Any mortgagor who has paid off his or her mortgage may present the paid mortgage to the clerk of the superior court of the county or counties in which the mortgage instrument is recorded, together with the order of the mortgagee or transferee directing that the mortgage be canceled. After payment of the fee authorized by law, the clerk shall index and record, in the same manner as the original mortgage instrument is recorded, the canceled and satisfied mortgage instrument or such portion thereof as bears the order of the mortgagee or transferee directing that the mortgage be canceled, together with any order of the mortgagee or transferee directing that the mortgage be canceled.
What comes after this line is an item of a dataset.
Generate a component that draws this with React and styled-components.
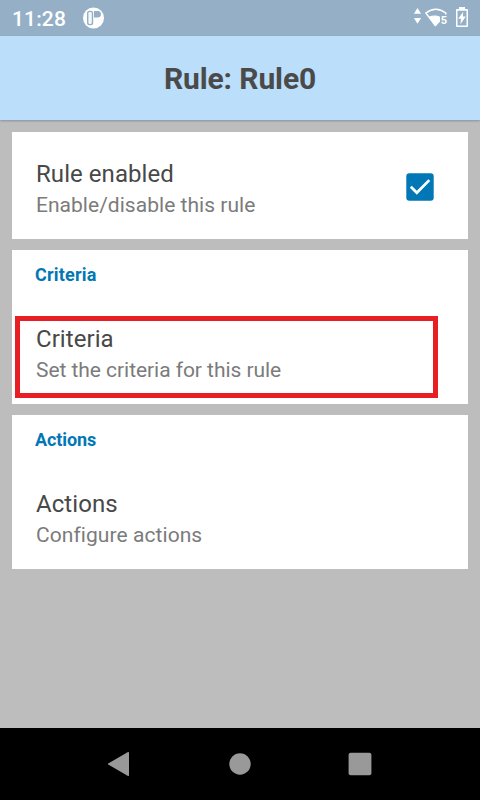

The clerk shall show on the index of the cancellation and on the cancellation document the deed book and page number where the original mortgage instrument is recorded. The clerk shall manually or through electronic means record across the face of the mortgage instrument the words “satisfied” and “canceled” and the date of the entry and shall sign his or her name thereto officially. The clerk shall also manually or electronically make a notation on the record of the mortgage to indicate where the order of the cancellation is recorded.